In un certo senso lo capisco. Ho provato anch’io spesso lo stesso fastidio quando ad esempio una ragazza, soltanto perché il tuo sguardo ha incrociato il suo e vi si è soffermato per più dell’occasionale attimo, si è ritratta come se le si fosse parato davanti un grizzly arrapato. Rivolgendoti poi lo sguardo schifato di chi ha appena stretto la mano a un tizio che l’aveva prima immersa in un bidone di catarro. Ci si arrabbia, e spesso si resta pure senza parole, increduli e incapaci di pretendere almeno un civico rispetto.
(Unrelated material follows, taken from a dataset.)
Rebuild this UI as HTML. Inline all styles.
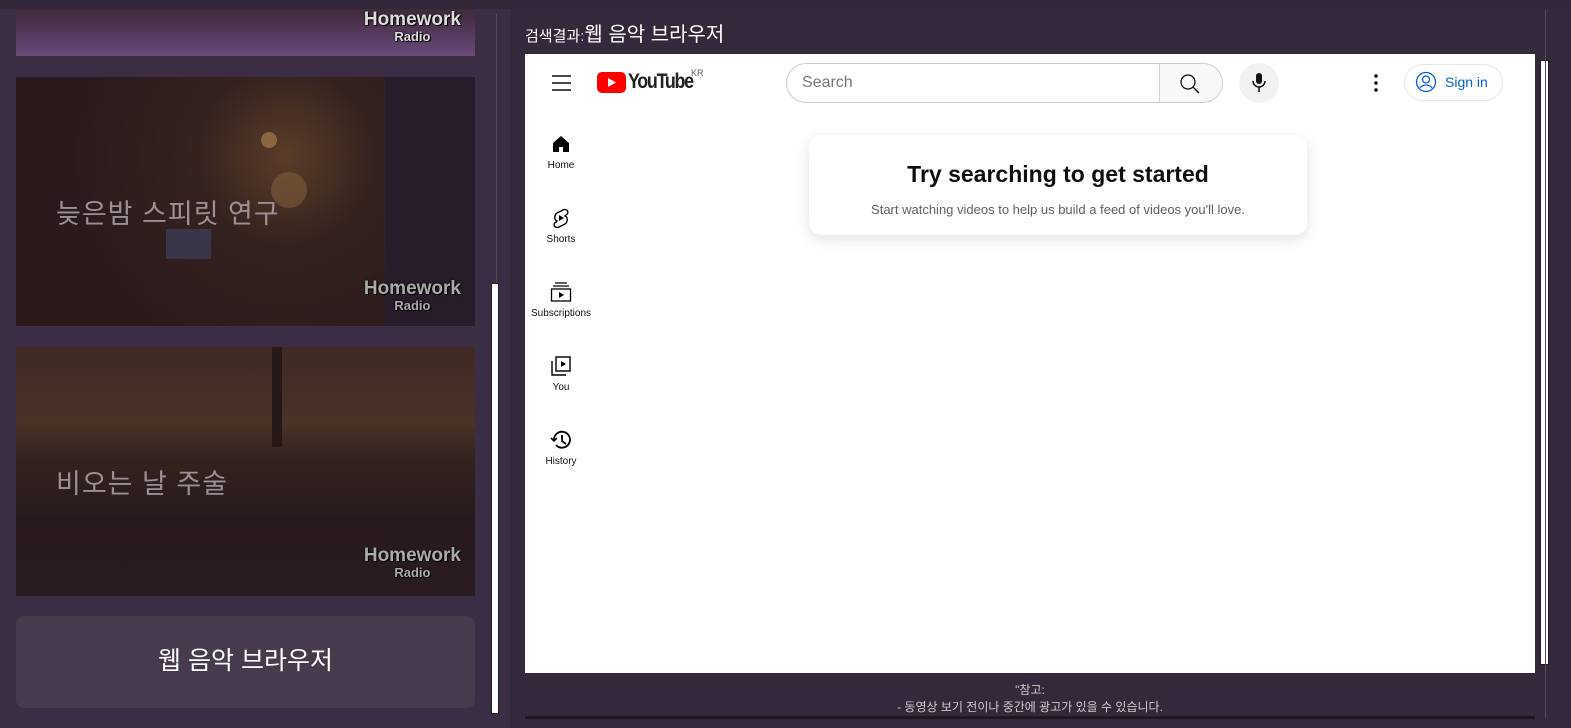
<!DOCTYPE html>
<html><head><meta charset="utf-8"><style>
*{margin:0;padding:0;box-sizing:border-box}
body{width:1571px;height:728px;overflow:hidden;background:#34293b;font-family:"Liberation Sans","Noto Sans CJK KR",sans-serif;position:relative}
.left{position:absolute;left:0;top:0;width:510px;height:728px;background:#3b2e44}
.topbar{position:absolute;left:0;top:0;width:1571px;height:9px;background:#33283a}
.img{position:absolute;left:16px;width:459px;overflow:hidden}
.lbl{position:absolute;left:40px;color:#9a9096;font-size:27px;letter-spacing:1px}
.logo{position:absolute;right:14px;font:bold 19px "Liberation Sans",sans-serif;color:#ddd;text-align:center;line-height:17px;text-shadow:0 0 2px #000,1px 1px 0 #000}
.logo small{display:block;font-size:13px}
.btn{position:absolute;left:16px;top:616px;width:459px;height:92px;background:#473a4d;border-radius:8px;color:#fff;font-size:25px;text-align:center;line-height:90px}
.yt{position:absolute;left:525px;top:54px;width:1010px;height:619px;background:#fff;font-family:"Liberation Sans","Noto Sans CJK KR",sans-serif}
.nav{position:absolute;left:0;width:72px;text-align:center;font-size:10px;color:#0f0f0f}
.nav svg{display:block;margin:0 auto 6px}
</style></head><body>
<div class="left"></div>
<div class="topbar"></div>
<div class="img" style="top:9px;height:47px;background:linear-gradient(180deg,#3e2a38,#5c4068 70%,#6a4c78)">
 <div class="logo" style="top:2px">Homework<small>Radio</small></div>
</div>
<div class="img" style="top:77px;height:249px;background:radial-gradient(circle at 270px 80px,#5a3c28 0,#34221e 90px,#2a1a1c 220px),#2a1a1c">
 <div style="position:absolute;left:245px;top:55px;width:16px;height:16px;border-radius:50%;background:#b08850;opacity:.6"></div>
 <div style="position:absolute;left:255px;top:95px;width:36px;height:36px;border-radius:50%;background:#8a6540;opacity:.5"></div>
 <div style="position:absolute;left:150px;top:152px;width:45px;height:30px;background:#3e4868;opacity:.6"></div>
 <div style="position:absolute;right:0;top:0;width:90px;height:249px;background:#281b2a"></div>
 <div class="lbl" style="top:115px">늦은밤 스피릿 연구</div>
 <div class="logo" style="top:203px;color:#aaa">Homework<small>Radio</small></div>
</div>
<div class="img" style="top:347px;height:249px;background:linear-gradient(180deg,#3f2a24 0,#4a3226 30%,#33231f 45%,#271a1c 70%,#2a1c1f)">
 <div style="position:absolute;left:256px;top:0;width:10px;height:100px;background:#261816"></div>
 <div class="lbl" style="top:115px">비오는 날 주술</div>
 <div class="logo" style="top:200px;color:#aaa">Homework<small>Radio</small></div>
</div>
<div class="btn">웹 음악 브라우저</div>
<div style="position:absolute;left:496px;top:14px;width:1px;height:700px;background:#55485c"></div>
<div style="position:absolute;left:491px;top:283px;width:8px;height:431px;background:#fff;border:1px solid #222"></div>
<div style="position:absolute;left:525px;top:18px;color:#fff;font-size:15px">검색결과:<span style="font-size:20px">웹 음악 브라우저</span></div>
<div class="yt">
 <svg style="position:absolute;left:27px;top:21px" width="20" height="16"><path d="M0 1h19M0 8h19M0 15h19" stroke="#0f0f0f" stroke-width="1.5"/></svg>
 <svg style="position:absolute;left:72px;top:18px" width="29" height="21"><rect width="29" height="21" rx="5" fill="#f00"/><path d="M11 6l8 4.5-8 4.5z" fill="#fff"/></svg>
 <div style="position:absolute;left:103px;top:16px;font-size:21px;font-weight:bold;letter-spacing:-1.5px;color:#212121;transform:scaleX(.85);transform-origin:left">YouTube</div>
 <div style="position:absolute;left:166px;top:14px;font-size:9px;color:#606060">KR</div>
 <div style="position:absolute;left:261px;top:9px;width:437px;height:40px;border:1px solid #ccc;border-radius:20px;overflow:hidden">
  <div style="position:absolute;left:15px;top:10px;font-size:16px;color:#777">Search</div>
  <div style="position:absolute;right:0;top:0;width:63px;height:40px;background:#f8f8f8;border-left:1px solid #d3d3d3"></div>
  <svg style="position:absolute;right:21px;top:9px" width="22" height="22"><circle cx="9" cy="9" r="7" fill="none" stroke="#0f0f0f" stroke-width="1.3"/><path d="M14 14l6 6" stroke="#0f0f0f" stroke-width="1.3"/></svg>
 </div>
 <div style="position:absolute;left:714px;top:9px;width:40px;height:40px;border-radius:50%;background:#f2f2f2"></div>
 <svg style="position:absolute;left:724px;top:18px" width="20" height="22"><rect x="7" y="1" width="6" height="11" rx="3" fill="#0f0f0f"/><path d="M4 9a6 6 0 0 0 12 0M10 15v5" stroke="#0f0f0f" stroke-width="1.5" fill="none"/></svg>
 <svg style="position:absolute;left:849px;top:20px" width="4" height="18"><circle cx="2" cy="2" r="1.7"/><circle cx="2" cy="9" r="1.7"/><circle cx="2" cy="16" r="1.7"/></svg>
 <div style="position:absolute;left:879px;top:10px;width:99px;height:37px;border:1px solid #e5e5e5;border-radius:19px;color:#065fd4;font-size:14px;line-height:35px;padding-left:40px">Sign in</div>
 <svg style="position:absolute;left:890px;top:17px" width="22" height="22"><circle cx="11" cy="11" r="9.5" fill="none" stroke="#065fd4" stroke-width="1.3"/><circle cx="11" cy="8.5" r="3.5" fill="none" stroke="#065fd4" stroke-width="1.3"/><path d="M5 17c3-4 9-4 12 0" stroke="#065fd4" stroke-width="1.3" fill="none"/></svg>
 <div class="nav" style="top:80px"><svg width="20" height="20"><path d="M2 9L10 2l8 7v9h-6v-5H8v5H2z"/></svg>Home</div>
 <div class="nav" style="top:154px"><svg width="20" height="20"><path d="M12 2c4-2 7 3 3 5l-1 1c3 1 3 6 0 8l-6 3c-4 2-7-3-3-5l1-1c-3-1-3-6 0-8z" fill="none" stroke="#000" stroke-width="1.4"/><path d="M8 7v6l5-3z"/></svg>Shorts</div>
 <div class="nav" style="top:228px"><svg width="22" height="20"><path d="M5 1h12M3 4h16" stroke="#000" stroke-width="1.3"/><rect x="1.5" y="7" width="19" height="12" fill="none" stroke="#000" stroke-width="1.3"/><path d="M9 10v6l5-3z"/></svg>Subscriptions</div>
 <div class="nav" style="top:302px"><svg width="20" height="20"><rect x="5" y="1" width="14" height="14" fill="none" stroke="#000" stroke-width="1.4"/><path d="M1 5v14h14" fill="none" stroke="#000" stroke-width="1.4"/><path d="M10 5v6l5-3z"/></svg>You</div>
 <div class="nav" style="top:376px"><svg width="22" height="20"><path d="M4 10a8 8 0 1 1 2 5" fill="none" stroke="#000" stroke-width="1.8"/><path d="M1 8l3 3 3-3" fill="none" stroke="#000" stroke-width="1.6"/><path d="M12 5v6l4 3" fill="none" stroke="#000" stroke-width="1.8"/></svg>History</div>
 <div style="position:absolute;left:284px;top:81px;width:498px;height:100px;border-radius:12px;box-shadow:0 4px 14px rgba(0,0,0,.12);text-align:center">
  <div style="margin-top:26px;font-size:23px;font-weight:bold;color:#0f0f0f">Try searching to get started</div>
  <div style="margin-top:14px;font-size:13px;color:#606060">Start watching videos to help us build a feed of videos you'll love.</div>
 </div>
</div>
<div style="position:absolute;left:1540px;top:60px;width:9px;height:605px;background:#fff;border:1px solid #222"></div>
<div style="position:absolute;left:1545px;top:10px;width:1px;height:708px;background:#55485c"></div>
<div style="position:absolute;left:525px;top:682px;width:1010px;text-align:center;color:#ccc;font-size:12px;line-height:17px">"참고:<br>- 동영상 보기 전이나 중간에 광고가 있을 수 있습니다.</div>
<div style="position:absolute;left:525px;top:716px;width:1010px;height:3px;background:#1e1620"></div>
</body></html>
La Malesia, se osservata attraverso il filtro della sua popolazione femminile, appare soltanto come una versione più sofisticata e falsamente progredita della Cina. Bisogna capire che, sia qui che lì, per comunicare un rifiuto non si dice mai chiaramente di no. Soltanto i metodi sono in apparenza diversi.
In Cina la rubrica telefonica si riempie ogni mese di decine di numeri. In Malesia è invece il portafoglio a gonfiarsi sotto la pressione di variopinti biglietti da visita. Gli uni e gli altri non porteranno nella maggior parte dei casi a stabilire alcuna relazione duratura. Sono soltanto una versione un po’ ipocrita di un messaggio d’addio.
Alla fine, quando si cercano di comprendere le dinamiche sociali di un posto alieno basta soltanto imparare a interpretare dei segnali. Purtroppo però, in questo compito apparentemente semplice, né dizionari né frasari vi saranno d’aiuto alcuno.